● Material for this exercise

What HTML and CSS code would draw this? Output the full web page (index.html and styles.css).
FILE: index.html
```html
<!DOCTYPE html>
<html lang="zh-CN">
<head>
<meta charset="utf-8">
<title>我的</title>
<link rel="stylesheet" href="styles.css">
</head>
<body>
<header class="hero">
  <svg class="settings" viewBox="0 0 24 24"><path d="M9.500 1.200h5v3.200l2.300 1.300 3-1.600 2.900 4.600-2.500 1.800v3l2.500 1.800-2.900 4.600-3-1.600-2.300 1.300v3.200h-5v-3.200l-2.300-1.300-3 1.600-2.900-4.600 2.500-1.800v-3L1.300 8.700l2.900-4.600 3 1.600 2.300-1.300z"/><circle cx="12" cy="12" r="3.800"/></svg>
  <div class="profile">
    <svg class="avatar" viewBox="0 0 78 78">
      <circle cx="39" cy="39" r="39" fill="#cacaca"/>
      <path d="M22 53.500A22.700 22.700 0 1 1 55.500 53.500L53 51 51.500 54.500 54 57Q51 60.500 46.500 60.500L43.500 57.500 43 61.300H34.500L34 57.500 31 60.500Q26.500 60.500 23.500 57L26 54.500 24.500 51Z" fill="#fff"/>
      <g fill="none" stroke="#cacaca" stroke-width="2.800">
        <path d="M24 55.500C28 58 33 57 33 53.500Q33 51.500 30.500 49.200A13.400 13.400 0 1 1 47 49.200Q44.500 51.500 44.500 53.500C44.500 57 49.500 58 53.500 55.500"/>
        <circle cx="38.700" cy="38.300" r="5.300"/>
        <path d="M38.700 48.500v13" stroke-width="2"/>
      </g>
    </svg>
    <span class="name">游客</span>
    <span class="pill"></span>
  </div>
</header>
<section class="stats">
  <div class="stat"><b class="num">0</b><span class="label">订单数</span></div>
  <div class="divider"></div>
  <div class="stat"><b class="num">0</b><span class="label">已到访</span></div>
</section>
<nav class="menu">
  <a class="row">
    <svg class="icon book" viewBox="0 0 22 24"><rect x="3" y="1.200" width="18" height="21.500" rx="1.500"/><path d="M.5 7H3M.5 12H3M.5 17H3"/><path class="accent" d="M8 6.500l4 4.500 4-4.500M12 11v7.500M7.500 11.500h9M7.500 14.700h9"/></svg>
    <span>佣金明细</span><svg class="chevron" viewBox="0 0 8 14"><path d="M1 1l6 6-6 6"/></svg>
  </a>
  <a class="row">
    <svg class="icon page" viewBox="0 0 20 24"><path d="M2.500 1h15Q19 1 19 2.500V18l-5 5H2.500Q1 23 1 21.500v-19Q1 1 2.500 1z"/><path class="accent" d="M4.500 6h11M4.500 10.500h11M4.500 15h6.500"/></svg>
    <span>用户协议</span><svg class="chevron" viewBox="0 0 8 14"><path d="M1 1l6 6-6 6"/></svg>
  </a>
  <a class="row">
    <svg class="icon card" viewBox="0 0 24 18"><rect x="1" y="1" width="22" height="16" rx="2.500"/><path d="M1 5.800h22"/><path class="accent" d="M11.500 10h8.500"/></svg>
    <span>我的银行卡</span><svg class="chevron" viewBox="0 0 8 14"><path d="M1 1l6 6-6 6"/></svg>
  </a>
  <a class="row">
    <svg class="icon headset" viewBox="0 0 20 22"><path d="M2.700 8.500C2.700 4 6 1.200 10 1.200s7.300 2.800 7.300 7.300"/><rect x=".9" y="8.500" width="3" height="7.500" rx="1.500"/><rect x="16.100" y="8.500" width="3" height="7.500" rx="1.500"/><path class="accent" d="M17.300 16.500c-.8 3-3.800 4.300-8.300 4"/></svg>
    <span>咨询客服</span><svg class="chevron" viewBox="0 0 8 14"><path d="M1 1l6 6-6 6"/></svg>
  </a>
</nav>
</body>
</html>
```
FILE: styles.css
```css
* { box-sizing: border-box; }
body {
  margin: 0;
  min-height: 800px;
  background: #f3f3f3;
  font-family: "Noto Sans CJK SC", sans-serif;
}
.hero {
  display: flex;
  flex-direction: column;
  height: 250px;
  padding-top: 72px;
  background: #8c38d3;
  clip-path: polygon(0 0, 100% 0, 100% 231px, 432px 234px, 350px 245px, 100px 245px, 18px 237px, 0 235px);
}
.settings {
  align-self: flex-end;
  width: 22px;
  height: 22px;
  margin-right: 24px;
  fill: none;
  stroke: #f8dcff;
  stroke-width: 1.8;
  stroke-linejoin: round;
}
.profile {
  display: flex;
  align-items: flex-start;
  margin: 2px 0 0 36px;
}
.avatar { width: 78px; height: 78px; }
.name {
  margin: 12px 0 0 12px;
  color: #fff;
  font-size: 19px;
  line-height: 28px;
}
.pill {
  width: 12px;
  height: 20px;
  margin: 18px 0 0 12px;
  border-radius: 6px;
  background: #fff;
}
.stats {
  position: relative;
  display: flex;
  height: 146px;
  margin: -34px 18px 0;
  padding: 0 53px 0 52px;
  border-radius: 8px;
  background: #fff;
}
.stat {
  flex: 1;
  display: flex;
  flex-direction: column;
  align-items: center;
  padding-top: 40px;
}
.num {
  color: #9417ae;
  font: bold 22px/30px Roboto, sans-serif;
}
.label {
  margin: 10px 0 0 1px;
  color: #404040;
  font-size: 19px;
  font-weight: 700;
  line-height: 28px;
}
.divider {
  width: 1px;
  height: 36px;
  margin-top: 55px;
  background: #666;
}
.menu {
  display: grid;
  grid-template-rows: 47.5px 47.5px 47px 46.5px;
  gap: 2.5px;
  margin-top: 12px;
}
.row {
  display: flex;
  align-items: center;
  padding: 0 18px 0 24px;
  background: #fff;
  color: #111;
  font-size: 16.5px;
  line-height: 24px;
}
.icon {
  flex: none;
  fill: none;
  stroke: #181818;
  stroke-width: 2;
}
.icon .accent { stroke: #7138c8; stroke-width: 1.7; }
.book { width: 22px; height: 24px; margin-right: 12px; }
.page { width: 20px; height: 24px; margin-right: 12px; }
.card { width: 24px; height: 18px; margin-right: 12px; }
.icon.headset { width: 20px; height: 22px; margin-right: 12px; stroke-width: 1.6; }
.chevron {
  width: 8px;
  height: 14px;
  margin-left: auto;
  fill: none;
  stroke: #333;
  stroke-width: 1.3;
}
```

---

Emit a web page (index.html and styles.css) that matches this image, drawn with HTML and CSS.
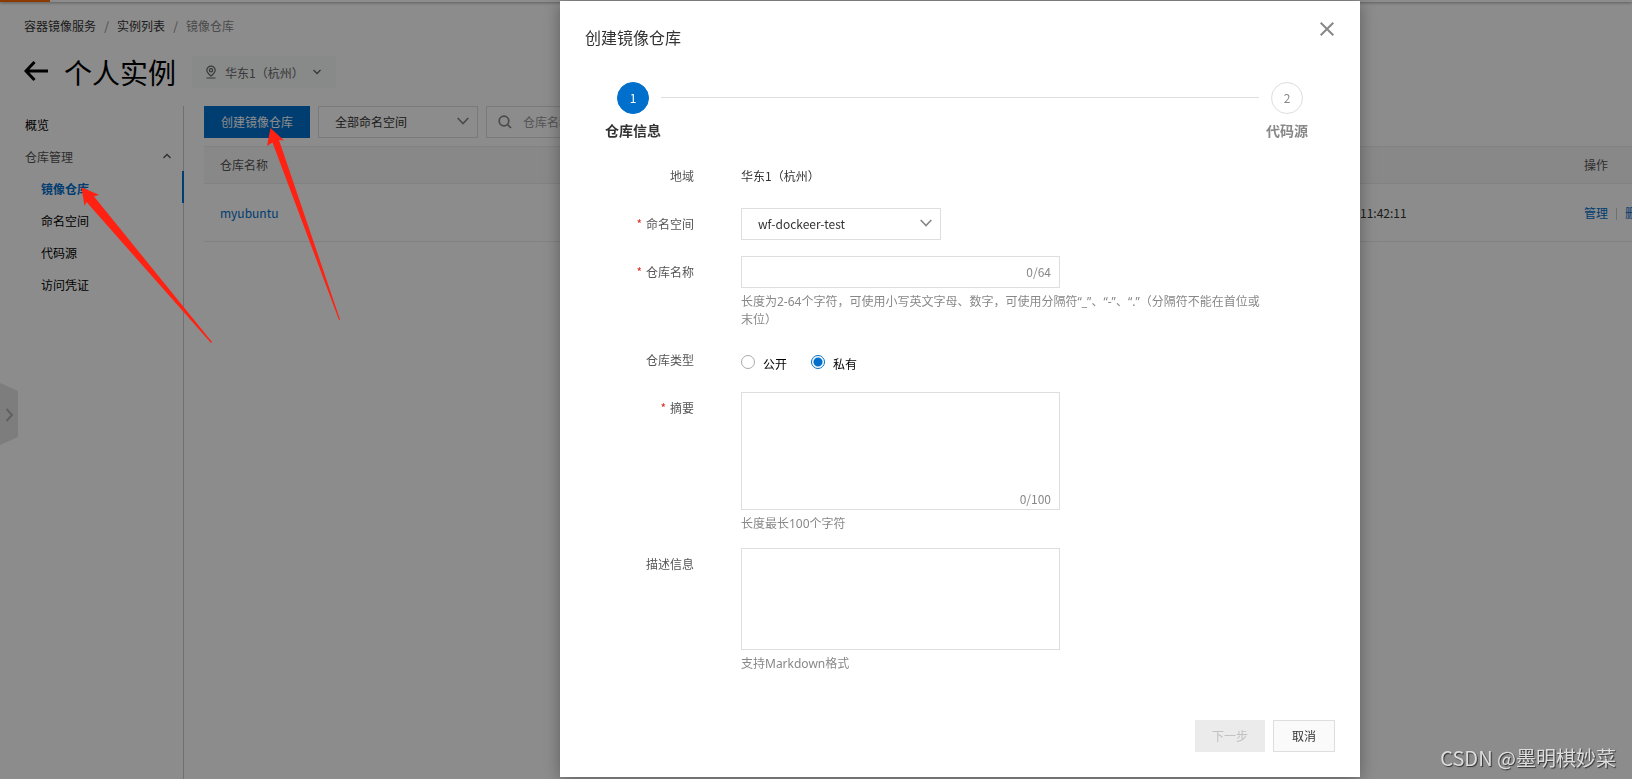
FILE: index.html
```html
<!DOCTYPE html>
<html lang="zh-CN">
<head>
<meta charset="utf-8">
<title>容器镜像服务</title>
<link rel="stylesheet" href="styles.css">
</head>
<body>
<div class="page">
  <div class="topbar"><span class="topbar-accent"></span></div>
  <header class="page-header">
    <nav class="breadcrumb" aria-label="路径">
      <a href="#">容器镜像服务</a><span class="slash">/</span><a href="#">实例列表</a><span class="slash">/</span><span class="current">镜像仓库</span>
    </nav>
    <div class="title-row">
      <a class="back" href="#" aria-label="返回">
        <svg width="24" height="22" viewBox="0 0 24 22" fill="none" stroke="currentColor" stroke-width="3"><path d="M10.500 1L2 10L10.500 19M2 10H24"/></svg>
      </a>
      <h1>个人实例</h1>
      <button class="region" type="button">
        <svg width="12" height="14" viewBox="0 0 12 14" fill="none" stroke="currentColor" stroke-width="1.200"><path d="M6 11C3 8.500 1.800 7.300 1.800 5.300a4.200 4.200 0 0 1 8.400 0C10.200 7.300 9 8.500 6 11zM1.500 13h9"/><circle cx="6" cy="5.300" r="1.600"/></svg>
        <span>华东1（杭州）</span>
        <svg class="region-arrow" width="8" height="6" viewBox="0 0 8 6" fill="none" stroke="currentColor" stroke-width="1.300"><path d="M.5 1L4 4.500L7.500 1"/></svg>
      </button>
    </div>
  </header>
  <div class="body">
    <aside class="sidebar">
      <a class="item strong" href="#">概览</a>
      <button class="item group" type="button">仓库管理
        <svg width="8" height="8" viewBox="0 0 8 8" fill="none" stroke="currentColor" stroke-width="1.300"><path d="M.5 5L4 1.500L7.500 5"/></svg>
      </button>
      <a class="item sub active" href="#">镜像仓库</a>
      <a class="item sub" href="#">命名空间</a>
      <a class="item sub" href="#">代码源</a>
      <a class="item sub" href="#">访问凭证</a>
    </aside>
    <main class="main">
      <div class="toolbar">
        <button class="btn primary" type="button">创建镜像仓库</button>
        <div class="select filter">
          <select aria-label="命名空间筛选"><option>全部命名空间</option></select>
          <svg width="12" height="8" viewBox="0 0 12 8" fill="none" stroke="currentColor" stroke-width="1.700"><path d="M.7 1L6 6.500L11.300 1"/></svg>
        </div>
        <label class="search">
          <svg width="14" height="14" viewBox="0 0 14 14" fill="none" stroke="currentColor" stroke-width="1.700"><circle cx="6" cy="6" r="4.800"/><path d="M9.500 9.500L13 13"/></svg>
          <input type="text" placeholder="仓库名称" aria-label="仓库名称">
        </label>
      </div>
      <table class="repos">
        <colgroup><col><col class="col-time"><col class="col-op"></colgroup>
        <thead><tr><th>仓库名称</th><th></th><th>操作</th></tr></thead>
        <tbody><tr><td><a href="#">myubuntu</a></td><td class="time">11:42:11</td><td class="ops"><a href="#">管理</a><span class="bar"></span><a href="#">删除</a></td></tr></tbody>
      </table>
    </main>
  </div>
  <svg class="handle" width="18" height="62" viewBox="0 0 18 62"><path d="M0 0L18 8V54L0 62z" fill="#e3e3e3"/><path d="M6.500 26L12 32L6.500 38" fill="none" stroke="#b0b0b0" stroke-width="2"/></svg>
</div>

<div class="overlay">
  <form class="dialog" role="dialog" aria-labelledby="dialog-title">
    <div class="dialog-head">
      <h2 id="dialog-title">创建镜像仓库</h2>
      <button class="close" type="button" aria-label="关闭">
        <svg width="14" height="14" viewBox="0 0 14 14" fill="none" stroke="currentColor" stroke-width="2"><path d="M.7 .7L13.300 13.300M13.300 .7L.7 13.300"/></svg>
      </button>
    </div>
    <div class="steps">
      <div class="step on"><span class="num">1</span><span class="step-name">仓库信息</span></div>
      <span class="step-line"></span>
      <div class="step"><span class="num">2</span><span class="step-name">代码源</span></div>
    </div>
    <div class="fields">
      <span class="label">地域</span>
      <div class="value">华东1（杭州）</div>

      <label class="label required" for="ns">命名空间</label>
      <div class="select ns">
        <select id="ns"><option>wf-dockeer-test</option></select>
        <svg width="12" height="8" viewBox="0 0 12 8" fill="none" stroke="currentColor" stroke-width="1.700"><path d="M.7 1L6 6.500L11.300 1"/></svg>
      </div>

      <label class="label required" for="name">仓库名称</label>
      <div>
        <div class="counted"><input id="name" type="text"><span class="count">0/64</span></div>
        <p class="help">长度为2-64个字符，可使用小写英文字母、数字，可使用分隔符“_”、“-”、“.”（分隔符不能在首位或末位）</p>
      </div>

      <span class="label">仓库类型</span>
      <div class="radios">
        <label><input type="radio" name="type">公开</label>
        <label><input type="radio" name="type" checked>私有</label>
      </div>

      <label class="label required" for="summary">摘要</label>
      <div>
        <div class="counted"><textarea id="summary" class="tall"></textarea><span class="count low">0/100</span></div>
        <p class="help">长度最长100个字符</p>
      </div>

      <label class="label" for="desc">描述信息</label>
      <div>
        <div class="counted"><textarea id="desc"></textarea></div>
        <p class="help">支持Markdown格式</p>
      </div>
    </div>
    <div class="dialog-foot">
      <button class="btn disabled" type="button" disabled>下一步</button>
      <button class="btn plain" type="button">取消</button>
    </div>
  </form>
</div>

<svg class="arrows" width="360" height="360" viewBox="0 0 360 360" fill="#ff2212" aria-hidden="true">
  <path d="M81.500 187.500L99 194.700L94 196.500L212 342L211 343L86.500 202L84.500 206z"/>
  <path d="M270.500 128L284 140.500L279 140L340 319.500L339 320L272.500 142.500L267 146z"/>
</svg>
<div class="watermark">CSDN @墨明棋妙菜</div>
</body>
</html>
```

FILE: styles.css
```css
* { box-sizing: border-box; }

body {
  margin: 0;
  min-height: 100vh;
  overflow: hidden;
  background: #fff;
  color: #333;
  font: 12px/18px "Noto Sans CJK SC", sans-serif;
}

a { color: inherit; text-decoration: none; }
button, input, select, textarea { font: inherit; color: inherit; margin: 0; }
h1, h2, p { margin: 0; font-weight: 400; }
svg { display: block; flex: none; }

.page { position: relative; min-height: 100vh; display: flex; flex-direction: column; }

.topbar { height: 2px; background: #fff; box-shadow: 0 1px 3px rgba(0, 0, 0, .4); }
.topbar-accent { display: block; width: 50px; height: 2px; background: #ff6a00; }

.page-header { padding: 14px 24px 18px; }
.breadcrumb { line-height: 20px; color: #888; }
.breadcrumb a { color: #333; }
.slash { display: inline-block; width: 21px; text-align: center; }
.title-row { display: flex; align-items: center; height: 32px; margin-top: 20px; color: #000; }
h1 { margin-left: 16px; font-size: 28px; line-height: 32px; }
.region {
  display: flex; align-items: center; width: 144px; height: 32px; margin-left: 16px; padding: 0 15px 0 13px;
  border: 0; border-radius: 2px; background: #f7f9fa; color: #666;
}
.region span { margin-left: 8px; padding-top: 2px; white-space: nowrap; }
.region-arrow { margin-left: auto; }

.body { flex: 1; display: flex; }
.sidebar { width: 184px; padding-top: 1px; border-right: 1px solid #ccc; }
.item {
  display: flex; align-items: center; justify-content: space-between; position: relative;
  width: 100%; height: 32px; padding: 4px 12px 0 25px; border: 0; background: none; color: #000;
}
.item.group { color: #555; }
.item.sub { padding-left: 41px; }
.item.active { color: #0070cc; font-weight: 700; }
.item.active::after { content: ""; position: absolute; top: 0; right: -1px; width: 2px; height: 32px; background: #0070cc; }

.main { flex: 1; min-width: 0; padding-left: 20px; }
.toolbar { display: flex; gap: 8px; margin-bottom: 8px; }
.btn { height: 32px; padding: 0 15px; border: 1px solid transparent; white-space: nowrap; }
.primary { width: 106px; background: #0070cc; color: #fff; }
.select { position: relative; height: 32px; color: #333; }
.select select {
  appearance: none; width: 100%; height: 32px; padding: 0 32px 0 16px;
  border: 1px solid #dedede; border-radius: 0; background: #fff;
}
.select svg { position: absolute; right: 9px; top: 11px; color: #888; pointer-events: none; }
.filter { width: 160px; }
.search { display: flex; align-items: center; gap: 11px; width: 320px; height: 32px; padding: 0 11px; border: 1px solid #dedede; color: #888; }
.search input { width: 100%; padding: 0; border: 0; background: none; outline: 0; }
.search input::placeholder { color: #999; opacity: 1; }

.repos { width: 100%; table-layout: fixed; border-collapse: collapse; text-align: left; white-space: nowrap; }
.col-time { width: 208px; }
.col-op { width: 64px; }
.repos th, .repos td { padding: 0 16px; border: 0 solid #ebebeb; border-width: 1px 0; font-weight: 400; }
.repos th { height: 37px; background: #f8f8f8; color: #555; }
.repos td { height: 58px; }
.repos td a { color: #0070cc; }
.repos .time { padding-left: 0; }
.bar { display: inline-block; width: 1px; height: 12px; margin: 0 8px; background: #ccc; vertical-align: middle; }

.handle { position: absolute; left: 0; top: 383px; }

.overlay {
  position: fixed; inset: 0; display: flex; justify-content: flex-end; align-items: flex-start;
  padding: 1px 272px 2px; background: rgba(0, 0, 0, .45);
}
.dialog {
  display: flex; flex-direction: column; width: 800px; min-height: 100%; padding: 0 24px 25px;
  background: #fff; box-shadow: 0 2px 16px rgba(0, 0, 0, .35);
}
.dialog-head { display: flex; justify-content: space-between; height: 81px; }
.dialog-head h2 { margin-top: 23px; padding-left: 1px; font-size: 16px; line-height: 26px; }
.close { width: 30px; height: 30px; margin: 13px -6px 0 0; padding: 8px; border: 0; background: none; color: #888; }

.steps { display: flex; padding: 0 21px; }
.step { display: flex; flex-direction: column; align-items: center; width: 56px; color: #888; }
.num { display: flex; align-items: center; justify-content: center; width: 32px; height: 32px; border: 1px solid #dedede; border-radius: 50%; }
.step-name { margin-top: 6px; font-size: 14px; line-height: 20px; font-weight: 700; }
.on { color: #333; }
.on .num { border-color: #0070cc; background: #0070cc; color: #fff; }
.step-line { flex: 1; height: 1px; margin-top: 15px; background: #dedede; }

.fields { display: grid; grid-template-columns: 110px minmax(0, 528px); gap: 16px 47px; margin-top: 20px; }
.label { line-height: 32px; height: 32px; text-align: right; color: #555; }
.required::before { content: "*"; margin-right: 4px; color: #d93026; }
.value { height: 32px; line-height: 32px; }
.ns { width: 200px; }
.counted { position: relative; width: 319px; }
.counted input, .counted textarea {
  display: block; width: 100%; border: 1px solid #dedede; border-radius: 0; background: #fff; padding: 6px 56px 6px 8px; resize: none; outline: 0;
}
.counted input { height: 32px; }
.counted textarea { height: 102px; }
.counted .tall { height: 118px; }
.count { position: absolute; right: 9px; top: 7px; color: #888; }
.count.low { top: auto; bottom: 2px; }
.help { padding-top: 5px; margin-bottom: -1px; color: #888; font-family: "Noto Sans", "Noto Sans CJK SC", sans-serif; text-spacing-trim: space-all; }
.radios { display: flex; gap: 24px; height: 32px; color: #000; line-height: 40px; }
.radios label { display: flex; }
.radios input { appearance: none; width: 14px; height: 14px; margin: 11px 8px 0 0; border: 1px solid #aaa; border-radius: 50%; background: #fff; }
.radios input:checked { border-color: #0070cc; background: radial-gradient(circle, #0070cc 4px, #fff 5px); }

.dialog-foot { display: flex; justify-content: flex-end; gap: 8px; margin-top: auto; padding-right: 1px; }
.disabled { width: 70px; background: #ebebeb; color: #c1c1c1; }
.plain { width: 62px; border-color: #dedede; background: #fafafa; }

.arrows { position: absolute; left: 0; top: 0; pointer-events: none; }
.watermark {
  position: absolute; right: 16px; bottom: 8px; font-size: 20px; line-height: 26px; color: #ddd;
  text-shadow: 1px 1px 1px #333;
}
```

==

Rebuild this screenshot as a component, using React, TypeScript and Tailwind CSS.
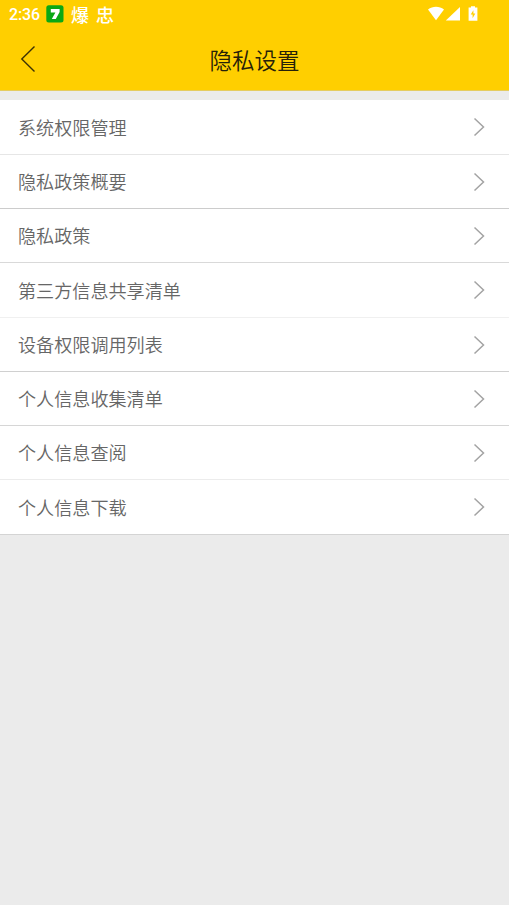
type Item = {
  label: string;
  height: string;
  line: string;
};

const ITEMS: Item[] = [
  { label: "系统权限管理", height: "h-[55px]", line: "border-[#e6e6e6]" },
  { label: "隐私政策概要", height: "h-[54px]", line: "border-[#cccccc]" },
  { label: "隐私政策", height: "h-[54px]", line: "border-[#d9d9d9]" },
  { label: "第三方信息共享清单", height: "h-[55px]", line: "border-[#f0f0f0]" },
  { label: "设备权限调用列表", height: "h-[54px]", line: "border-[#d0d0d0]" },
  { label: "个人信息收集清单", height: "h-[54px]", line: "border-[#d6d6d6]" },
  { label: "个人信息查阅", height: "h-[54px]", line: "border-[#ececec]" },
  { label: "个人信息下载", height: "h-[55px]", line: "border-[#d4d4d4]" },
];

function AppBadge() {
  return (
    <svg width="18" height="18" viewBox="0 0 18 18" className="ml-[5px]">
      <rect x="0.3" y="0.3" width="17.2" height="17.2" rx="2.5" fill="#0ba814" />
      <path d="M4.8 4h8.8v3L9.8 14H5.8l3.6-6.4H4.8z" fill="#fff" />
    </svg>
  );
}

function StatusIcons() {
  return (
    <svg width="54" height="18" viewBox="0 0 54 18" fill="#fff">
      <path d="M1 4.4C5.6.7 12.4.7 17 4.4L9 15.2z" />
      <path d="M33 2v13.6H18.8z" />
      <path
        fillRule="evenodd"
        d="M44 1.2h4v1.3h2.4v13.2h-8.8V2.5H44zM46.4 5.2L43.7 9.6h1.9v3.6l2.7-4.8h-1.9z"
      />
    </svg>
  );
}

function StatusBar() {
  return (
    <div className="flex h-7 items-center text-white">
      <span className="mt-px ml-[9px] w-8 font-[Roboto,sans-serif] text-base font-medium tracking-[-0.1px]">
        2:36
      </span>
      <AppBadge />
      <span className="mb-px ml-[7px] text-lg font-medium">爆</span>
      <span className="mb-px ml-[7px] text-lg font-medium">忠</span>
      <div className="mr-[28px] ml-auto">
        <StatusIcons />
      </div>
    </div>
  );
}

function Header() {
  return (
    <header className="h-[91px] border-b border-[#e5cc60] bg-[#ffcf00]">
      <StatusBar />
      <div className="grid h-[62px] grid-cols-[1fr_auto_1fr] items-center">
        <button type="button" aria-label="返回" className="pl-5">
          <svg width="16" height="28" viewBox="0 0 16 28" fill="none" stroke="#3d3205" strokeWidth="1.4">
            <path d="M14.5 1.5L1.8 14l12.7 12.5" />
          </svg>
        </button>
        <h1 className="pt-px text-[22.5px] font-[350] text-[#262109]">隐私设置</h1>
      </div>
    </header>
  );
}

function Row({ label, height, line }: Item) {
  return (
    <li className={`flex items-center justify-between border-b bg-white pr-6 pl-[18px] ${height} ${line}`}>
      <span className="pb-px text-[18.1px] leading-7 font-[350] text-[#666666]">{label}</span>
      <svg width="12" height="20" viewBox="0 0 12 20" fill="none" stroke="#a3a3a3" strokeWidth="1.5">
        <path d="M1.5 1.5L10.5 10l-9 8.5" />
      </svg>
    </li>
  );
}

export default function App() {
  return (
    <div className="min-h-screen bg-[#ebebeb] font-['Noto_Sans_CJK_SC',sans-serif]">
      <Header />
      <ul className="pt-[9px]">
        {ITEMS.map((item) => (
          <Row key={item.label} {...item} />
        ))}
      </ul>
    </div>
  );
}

● What is being asked
In the records above, how many lines contain the word "page"? Give the number alone.

● Response to the exercise
8